WHAT THE EXERCISE ASKS:
List every line below containing "full".
** Start **
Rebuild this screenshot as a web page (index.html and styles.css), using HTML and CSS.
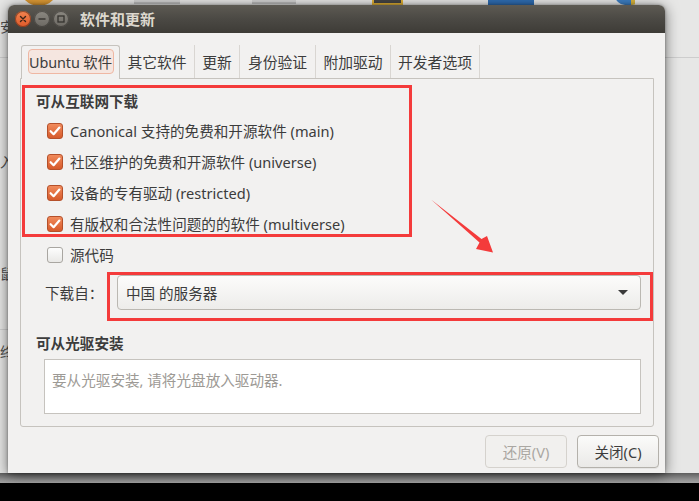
FILE: index.html
```html
<!DOCTYPE html>
<html lang="zh-CN">
<head>
<meta charset="utf-8">
<title>软件和更新</title>
<link rel="stylesheet" href="styles.css">
</head>
<body>
<div class="screen">
  <div class="desktop">
    <div class="bg-icon orb"></div>
    <div class="bg-icon monitor m1"></div>
    <div class="bg-icon monitor m2"></div>
    <div class="bg-icon darksq"></div>
    <div class="bg-icon bluesq"></div>
    <div class="bg-icon bird"></div>
    <div class="bg-left">
      <span class="bg-char c1">安</span>
      <span class="bg-char c2">入</span>
      <span class="bg-char c3">鼠</span>
      <span class="bg-char c4">终</span>
      <span class="bg-rule r1"></span>
      <span class="bg-rule r2"></span>
    </div>
    <div class="bg-right-rule"></div>
    <div class="bottom-band"></div>

    <section class="window">
      <header class="titlebar">
        <div class="controls">
          <span class="ctl ctl-close">
            <svg width="16" height="16" viewBox="0 0 16 16"><path d="M5.5 5.5 L10.5 10.5 M10.5 5.5 L5.5 10.5" stroke="#3a2418" stroke-width="1.4" stroke-linecap="round"/></svg>
          </span>
          <span class="ctl">
            <svg width="16" height="16" viewBox="0 0 16 16"><path d="M4.5 8 H11.5" stroke="#35332f" stroke-width="1.4"/></svg>
          </span>
          <span class="ctl">
            <svg width="16" height="16" viewBox="0 0 16 16"><rect x="5" y="5" width="6" height="6" fill="none" stroke="#35332f" stroke-width="1.3"/></svg>
          </span>
        </div>
        <h1 class="title">软件和更新</h1>
      </header>

      <div class="win-body">
        <nav class="tabs">
          <div class="tab tab-active"><span class="focus-ring">Ubuntu 软件</span></div>
          <div class="tab t2">其它软件</div>
          <div class="tab t3">更新</div>
          <div class="tab t4">身份验证</div>
          <div class="tab t5">附加驱动</div>
          <div class="tab t6">开发者选项</div>
        </nav>

        <div class="panel">
          <h2 class="section-title">可从互联网下载</h2>
          <ul class="checks">
            <li class="check-row"><span class="box checked"><svg width="16" height="16" viewBox="0 0 16 16"><path d="M3.6 8.2 L6.6 11.2 L12.4 4.6" fill="none" stroke="#fff" stroke-width="2.2" stroke-linecap="round" stroke-linejoin="round"/></svg></span><span>Canonical 支持的免费和开源软件 (main)</span></li>
            <li class="check-row"><span class="box checked"><svg width="16" height="16" viewBox="0 0 16 16"><path d="M3.6 8.2 L6.6 11.2 L12.4 4.6" fill="none" stroke="#fff" stroke-width="2.2" stroke-linecap="round" stroke-linejoin="round"/></svg></span><span>社区维护的免费和开源软件 (universe)</span></li>
            <li class="check-row"><span class="box checked"><svg width="16" height="16" viewBox="0 0 16 16"><path d="M3.6 8.2 L6.6 11.2 L12.4 4.6" fill="none" stroke="#fff" stroke-width="2.2" stroke-linecap="round" stroke-linejoin="round"/></svg></span><span>设备的专有驱动 (restricted)</span></li>
            <li class="check-row"><span class="box checked"><svg width="16" height="16" viewBox="0 0 16 16"><path d="M3.6 8.2 L6.6 11.2 L12.4 4.6" fill="none" stroke="#fff" stroke-width="2.2" stroke-linecap="round" stroke-linejoin="round"/></svg></span><span>有版权和合法性问题的的软件 (multiverse)</span></li>
            <li class="check-row"><span class="box"></span><span>源代码</span></li>
          </ul>

          <div class="source-row">
            <span class="source-label">下载自：</span>
            <div class="combo">
              <span>中国 的服务器</span>
              <span class="caret"></span>
            </div>
          </div>

          <h2 class="section-title cd-title">可从光驱安装</h2>
          <div class="cd-box">要从光驱安装, 请将光盘放入驱动器.</div>
        </div>

        <div class="actions">
          <button class="btn" disabled>还原(V)</button>
          <button class="btn btn-primary">关闭(C)</button>
        </div>
      </div>
    </section>

    <svg class="annotations" width="699" height="483" viewBox="0 0 699 483">
      <rect x="23.5" y="86.5" width="387" height="149" fill="none" stroke="#f43b3b" stroke-width="3"/>
      <rect x="108.5" y="273.5" width="543" height="46" fill="none" stroke="#f43b3b" stroke-width="3"/>
      <polygon points="431,199.5 481.5,239 487,236 493,252.5 476,249 479.5,242.5" fill="#f43b3b"/>
    </svg>
  </div>
  <div class="taskbar"></div>
</div>
</body>
</html>
```

FILE: styles.css
```css
* {
  box-sizing: border-box;
  margin: 0;
  padding: 0;
}

html, body {
  width: 699px;
  height: 501px;
  overflow: hidden;
}

body {
  font-family: "Noto Sans", "Noto Sans CJK SC", sans-serif;
  color: #3c3c3c;
  background: #000;
}

.screen {
  width: 699px;
  height: 501px;
  display: flex;
  flex-direction: column;
}

.desktop {
  position: relative;
  height: 483px;
  background: #e7e7e6;
  overflow: hidden;
}

.taskbar {
  height: 18px;
  background: #000;
}

/* ---------- background desktop bits ---------- */
.bg-icon {
  position: absolute;
}

.orb {
  left: 20px;
  top: -32px;
  width: 38px;
  height: 38px;
  border-radius: 50%;
  background: radial-gradient(circle at 50% 40%, #f7e3a0 0 30%, #e7a23a 45%, #c98a2a 100%);
}

.monitor {
  top: -10px;
  height: 14px;
  background: #d2d2d2;
  border-bottom: 2px solid #bdbdbd;
}

.m1 { left: 134px; width: 46px; }
.m2 { left: 252px; width: 44px; }

.darksq {
  left: 372px;
  top: -20px;
  width: 31px;
  height: 25px;
  background: #444;
  border: 2px solid #e2b236;
}

.bluesq {
  left: 488px;
  top: -20px;
  width: 46px;
  height: 25px;
  background: #2f6db2;
}

.bird {
  left: 615px;
  top: -20px;
  width: 27px;
  height: 25px;
  border-radius: 0 0 10px 10px;
  background: linear-gradient(90deg, #3d7fc4 60%, #d9b53c 60% 75%, #e8e8e8 75%);
}

.bg-left {
  position: absolute;
  left: 0;
  top: 0;
  width: 24px;
  height: 483px;
}

.bg-char {
  position: absolute;
  left: 0;
  font-size: 14px;
  line-height: 16px;
  color: #4e4e4e;
}

.c1 { top: 19px; }
.c2 { top: 154px; }
.c3 { top: 266px; }
.c4 { top: 344px; }

.bg-rule {
  position: absolute;
  left: 0;
  width: 10px;
  height: 1px;
  background: #cfcfcf;
}

.r1 { top: 57px; }
.r2 { top: 329px; }

.bg-right-rule {
  position: absolute;
  left: 665px;
  top: 57px;
  width: 34px;
  height: 1px;
  background: #cdcdcd;
}

.bottom-band {
  position: absolute;
  left: 0;
  bottom: 0;
  width: 699px;
  height: 10px;
  background: linear-gradient(#5e5e5e, #8e8e8e 60%, #a4a4a4);
}

/* ---------- window ---------- */
.window {
  position: absolute;
  left: 8px;
  top: 5px;
  width: 657px;
  height: 468px;
  display: flex;
  flex-direction: column;
  background: #f2f1f0;
  border-radius: 6px 6px 0 0;
  box-shadow: 0 2px 14px rgba(0, 0, 0, 0.55), 0 0 3px rgba(0, 0, 0, 0.35);
}

.titlebar {
  height: 28px;
  flex: none;
  display: flex;
  align-items: center;
  padding-left: 7px;
  background: linear-gradient(#5d5a53, #4b4944 50%, #3e3c37);
  border-radius: 6px 6px 0 0;
}

.controls {
  display: flex;
  gap: 3px;
}

.ctl {
  width: 16px;
  height: 16px;
  border-radius: 50%;
  display: flex;
  background: linear-gradient(#8b8881, #6c6963);
  box-shadow: inset 0 0 0 1px rgba(40, 38, 34, 0.55);
}

.ctl-close {
  background: linear-gradient(#f28450, #dd5a2a);
  box-shadow: inset 0 0 0 1px rgba(90, 40, 20, 0.6);
}

.title {
  margin-left: 11px;
  font-size: 15px;
  font-weight: 700;
  color: #dcd8ce;
  line-height: 28px;
}

.win-body {
  flex: 1;
  display: flex;
  flex-direction: column;
  padding: 12px 11px 6px 12px;
}

/* ---------- tabs ---------- */
.tabs {
  display: flex;
  height: 34px;
  margin-bottom: -1px;
  position: relative;
  z-index: 1;
}

.tab {
  height: 33px;
  display: flex;
  align-items: center;
  justify-content: center;
  font-size: 14.8px;
  color: #3c3c3c;
  white-space: nowrap;
  border-right: 1px solid #d9d6d2;
}

.tab-active {
  width: 99px;
  height: 34px;
  margin-left: 1px;
  align-items: flex-start;
  padding-top: 3px;
  border: 1px solid #c6c3be;
  border-bottom: none;
  border-radius: 3px 3px 0 0;
  background: #f2f1f0;
}

.focus-ring {
  width: 86px;
  height: 25px;
  flex: none;
  display: flex;
  align-items: center;
  justify-content: center;
  white-space: nowrap;
  font-size: 14.4px;
  letter-spacing: -0.1px;
  border: 1px solid #efb7a3;
  border-radius: 4px;
  background: #f5e6e0;
}

.t2 { width: 75px; }
.t3 { width: 45px; }
.t4 { width: 76px; }
.t5 { width: 75px; }
.t6 { width: 89px; }

/* ---------- panel ---------- */
.panel {
  width: 634px;
  height: 349px;
  border: 1px solid #c6c3be;
  border-radius: 0 0 3px 3px;
  padding: 11px 12px 11px 15px;
  display: flex;
  flex-direction: column;
}

.section-title {
  height: 22px;
  line-height: 22px;
  font-size: 14.6px;
  font-weight: 700;
  color: #3c3c3c;
}

.checks {
  list-style: none;
  margin-top: 3px;
}

.check-row {
  height: 31px;
  display: flex;
  align-items: center;
  gap: 7px;
  padding-left: 11px;
  font-size: 14.6px;
}

.box {
  width: 16px;
  height: 16px;
  flex: none;
  border-radius: 3px;
  border: 1px solid #a9a6a1;
  background: linear-gradient(#fdfdfd, #e9e8e6);
  display: flex;
  align-items: center;
  justify-content: center;
}

.box.checked {
  border-color: #b5502a;
  background: linear-gradient(#f18b5c, #d65a2b);
}

.box svg {
  flex: none;
}

.source-row {
  margin-top: 5px;
  height: 35px;
  display: flex;
  align-items: center;
  padding-left: 9px;
}

.source-label {
  width: 72px;
  flex: none;
  font-size: 14.6px;
}

.combo {
  flex: 1;
  height: 35px;
  display: flex;
  align-items: center;
  justify-content: space-between;
  padding: 0 12px 0 8px;
  border: 1px solid #bbb8b2;
  border-radius: 4px;
  background: linear-gradient(#fcfcfb, #edecea);
  font-size: 14.6px;
  color: #3c3c3c;
}

.caret {
  width: 0;
  height: 0;
  border-left: 5px solid transparent;
  border-right: 5px solid transparent;
  border-top: 5px solid #3a3a3a;
}

.cd-title {
  margin-top: 22px;
}

.cd-box {
  margin-top: 5px;
  margin-left: 8px;
  height: 55px;
  border: 1px solid #c6c3be;
  background: #fff;
  padding: 9px 7px;
  font-size: 14.6px;
  line-height: 22px;
  color: #9d9a95;
}

/* ---------- buttons ---------- */
.actions {
  margin-top: 8px;
  margin-right: -5px;
  display: flex;
  justify-content: flex-end;
  gap: 10px;
}

.btn {
  width: 82px;
  height: 33px;
  border-radius: 4px;
  border: 1px solid #d5d2cd;
  background: #f1f0ee;
  font-family: "Noto Sans", "Noto Sans CJK SC", sans-serif;
  font-size: 14.6px;
  color: #aaa7a2;
}

.btn-primary {
  border-color: #b4b1ab;
  background: linear-gradient(#fbfbfa, #eae9e7);
  color: #3c3c3c;
  box-shadow: 0 1px 0 rgba(0, 0, 0, 0.05);
}

/* ---------- annotations ---------- */
.annotations {
  position: absolute;
  left: 0;
  top: 0;
  pointer-events: none;
}
```
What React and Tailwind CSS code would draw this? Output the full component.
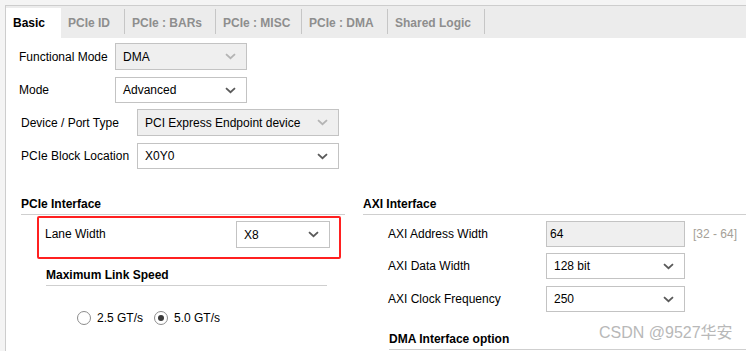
import React from 'react';

const Chevron = ({ muted }) => (
  <svg width="11" height="7" viewBox="0 0 11 7" className="shrink-0">
    <path d="M1 1.2 L5.5 5.2 L10 1.2" fill="none" stroke={muted ? '#b4b4b4' : '#5a5a5a'} strokeWidth="1.8" />
  </svg>
);

const Select = ({ value, width, height = 'h-[27px]', disabled }) => (
  <div className={`${width} ${height} flex items-center justify-between pl-[7px] pr-[10px] border border-[#c3c3c3] ${disabled ? 'bg-[#efefef]' : 'bg-white'}`}>
    <span>{value}</span>
    <Chevron muted={disabled} />
  </div>
);

const Header = ({ children, className = '' }) => (
  <div className={`font-bold leading-[14px] pb-[3px] border-b border-[#cfcfcf] ${className}`}>{children}</div>
);

const tabs = [
  { name: 'Basic', w: 'w-[55px]', active: true },
  { name: 'PCIe ID', w: 'w-[64px]' },
  { name: 'PCIe : BARs', w: 'w-[91px]' },
  { name: 'PCIe : MISC', w: 'w-[86px]' },
  { name: 'PCIe : DMA', w: 'w-[86px]' },
  { name: 'Shared Logic', w: 'w-[97px]' },
];

export default function App() {
  return (
    <div className="relative w-[746px] h-[351px] overflow-hidden bg-[#f4f4f4] pt-[5px] pl-[5px] text-[12px] text-black" style={{ fontFamily: '"Liberation Sans", Arial, sans-serif' }}>
      <div className="h-full border-l border-t border-[#cdcdcd] bg-white">
        {/* tab bar */}
        <div className="h-[32px] pt-[2px] bg-[#ececec] flex">
          {tabs.map((t) => (
            <div key={t.name} className={`${t.w} h-[30px] flex items-center justify-between font-bold pl-[7px] ${t.active ? 'bg-white text-black' : 'text-[#8e8e8e]'}`}>
              <span className="-mt-[1px]">{t.name}</span>
              {!t.active && <span className="w-px h-[25px] bg-[#c6c6c6] -mt-[4px]" />}
            </div>
          ))}
        </div>

        <div className="pl-[13px] pt-[5px]">
          <div className="flex items-center h-[27px]">
            <span className="w-[96px]">Functional Mode</span>
            <Select value="DMA" width="w-[132px]" disabled />
          </div>
          <div className="flex items-center h-[26px] mt-[7px]">
            <span className="w-[96px]">Mode</span>
            <Select value="Advanced" width="w-[132px]" height="h-[26px]" />
          </div>
          <div className="flex items-center h-[27px] mt-[6px] pl-[2px]">
            <span className="w-[116px]">Device / Port Type</span>
            <Select value="PCI Express Endpoint device" width="w-[202px]" disabled />
          </div>
          <div className="flex items-center h-[26px] mt-[7px] pl-[2px]">
            <span className="w-[116px]">PCIe Block Location</span>
            <Select value="X0Y0" width="w-[202px]" height="h-[26px]" />
          </div>
        </div>

        <div className="flex pl-[15px] mt-[28px]">
          {/* left column */}
          <div className="w-[324px]">
            <Header>PCIe Interface</Header>
            <div className="ml-[16px] mt-[1px] w-[304px] h-[43px] border-2 border-[#ff2020] rounded-[2px] flex items-start pt-[3px] pl-[6px]">
              <span className="w-[191px] mt-[4px]">Lane Width</span>
              <Select value="X8" width="w-[94px]" />
            </div>
            <Header className="ml-[25px] mt-[9px] w-[281px]">Maximum Link Speed</Header>
            <div className="flex items-center ml-[56px] mt-[25px] h-[14px]">
              <span className="w-[14px] h-[14px] rounded-full border border-[#8c8c8c] bg-white" />
              <span className="ml-[6px]">2.5 GT/s</span>
              <span className="ml-[11px] w-[14px] h-[14px] rounded-full border border-[#8c8c8c] bg-white flex items-center justify-center">
                <span className="w-[6px] h-[6px] rounded-full bg-[#3a3a3a]" />
              </span>
              <span className="ml-[6px]">5.0 GT/s</span>
            </div>
            <div className="ml-[215px] mt-[26px] w-[94px] h-[27px] border border-[#c3c3c3]" />
          </div>

          {/* right column */}
          <div className="flex-1 ml-[18px]">
            <Header>AXI Interface</Header>
            <div className="pl-[25px]">
              <div className="flex items-center h-[26px] mt-[6px]">
                <span className="w-[158px]">AXI Address Width</span>
                <div className="w-[139px] h-[26px] flex items-center pl-[3px] bg-[#efefef] border border-[#c3c3c3]">64</div>
                <span className="ml-[8px] text-[#a59f98]">[32 - 64]</span>
              </div>
              <div className="flex items-center h-[26px] mt-[6px]">
                <span className="w-[158px]">AXI Data Width</span>
                <Select value="128 bit" width="w-[139px]" height="h-[26px]" />
              </div>
              <div className="flex items-center h-[26px] mt-[7px]">
                <span className="w-[158px]">AXI Clock Frequency</span>
                <Select value="250" width="w-[139px]" height="h-[26px]" />
              </div>
              <Header className="ml-[1px] mt-[20px]">DMA Interface option</Header>
            </div>
          </div>
        </div>
      </div>

      <div className="absolute left-[599px] top-[323px] whitespace-nowrap text-[16px] leading-[20px] text-[#b8b8b8]" style={{ fontFamily: '"Liberation Sans", "Noto Sans CJK SC", sans-serif' }}>
        CSDN @9527华安
      </div>
    </div>
  );
}
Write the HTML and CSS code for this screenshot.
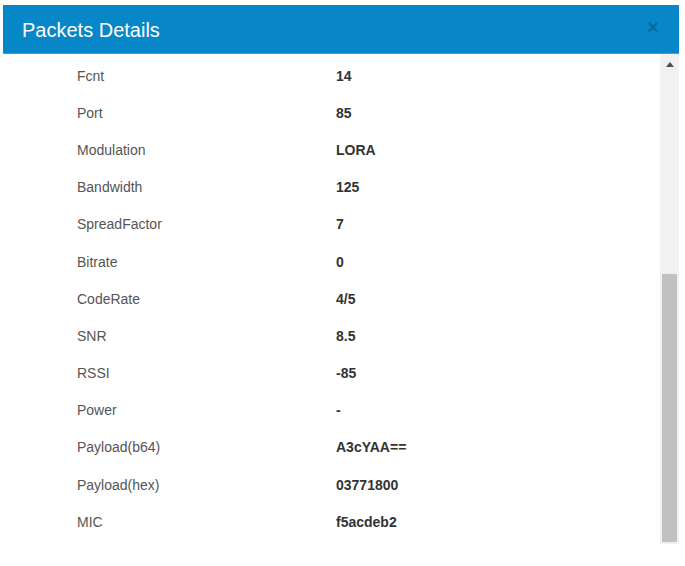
FILE: index.html
```html
<!DOCTYPE html>
<html lang="en">
<head>
    <meta charset="UTF-8">
    <title>Packets Details</title>
    <link rel="stylesheet" href="styles.css">
</head>
<body>
    <div class="modal">
        <div class="modal-header">
            <h4 class="modal-title">Packets Details</h4>
            <button class="close" type="button">&times;</button>
        </div>

        <div class="modal-body">
            <div class="details">
                <div class="row"><span class="label">Fcnt</span><span class="value">14</span></div>
                <div class="row"><span class="label">Port</span><span class="value">85</span></div>
                <div class="row"><span class="label">Modulation</span><span class="value">LORA</span></div>
                <div class="row"><span class="label">Bandwidth</span><span class="value">125</span></div>
                <div class="row"><span class="label">SpreadFactor</span><span class="value">7</span></div>
                <div class="row"><span class="label">Bitrate</span><span class="value">0</span></div>
                <div class="row"><span class="label">CodeRate</span><span class="value">4/5</span></div>
                <div class="row"><span class="label">SNR</span><span class="value">8.5</span></div>
                <div class="row"><span class="label">RSSI</span><span class="value">-85</span></div>
                <div class="row"><span class="label">Power</span><span class="value">-</span></div>
                <div class="row"><span class="label">Payload(b64)</span><span class="value">A3cYAA==</span></div>
                <div class="row"><span class="label">Payload(hex)</span><span class="value">03771800</span></div>
                <div class="row"><span class="label">MIC</span><span class="value">f5acdeb2</span></div>
            </div>

            <!-- scrollbar drawn by hand so it looks like the screenshot -->
            <div class="scrollbar">
                <div class="arrow-up"></div>
                <div class="thumb"></div>
            </div>
        </div>
    </div>
</body>
</html>
```

FILE: styles.css
```css
:root {
    --header-bg: #0787c7;
    --label-color: #555;
    --value-color: #333;
    --track-color: #f1f1f1;
    --thumb-color: #c1c1c1;
}

body {
    margin: 0;
    background: #fff;
    font-family: "Liberation Sans", Arial, sans-serif;
}

.modal {
    margin: 5px 0 0 3px;
    width: 676px;
}

.modal-header {
    display: flex;
    align-items: center;
    justify-content: space-between;
    height: 48px;
    padding: 0 20px 0 19px;
    background: var(--header-bg);
    border-bottom: 1px solid #3f9fd3;
}

.modal-title {
    margin: 0;
    padding-top: 2px;
    color: #fff;
    font-size: 20px;
    font-weight: normal;
}

.close {
    padding: 0;
    margin-top: -4px;
    border: 0;
    background: none;
    color: #000;
    opacity: 0.2;
    font-family: inherit;
    font-size: 20px;
    font-weight: bold;
    line-height: 1;
}

.modal-body {
    display: flex;
    height: 490px;
}

.details {
    flex: 1;
    padding: 3px 0 0 74px;
}

.row {
    display: grid;
    grid-template-columns: 259px 1fr;
    align-items: center;
    height: 37.2px;
    font-size: 14px;
}

.label {
    color: var(--label-color);
}

.value {
    color: var(--value-color);
    font-weight: bold;
}

.scrollbar {
    display: flex;
    flex-direction: column;
    width: 19px;
    background: var(--track-color);
}

.arrow-up {
    width: 0;
    height: 0;
    margin: 8px auto 0;
    border-left: 4px solid transparent;
    border-right: 4px solid transparent;
    border-bottom: 5px solid #505050;
}

.thumb {
    margin: 207px 2px 0 2px;
    height: 268px;
    background: var(--thumb-color);
}
```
** End **
WRITTEN RESPONSE:
What React and Tailwind CSS code would draw this? Output the full component.
      <div className="h-full border-l border-t border-[#cdcdcd] bg-white">
              <span className="w-[14px] h-[14px] rounded-full border border-[#8c8c8c] bg-white" />
              <span className="ml-[11px] w-[14px] h-[14px] rounded-full border border-[#8c8c8c] bg-white flex items-center justify-center">
                <span className="w-[6px] h-[6px] rounded-full bg-[#3a3a3a]" />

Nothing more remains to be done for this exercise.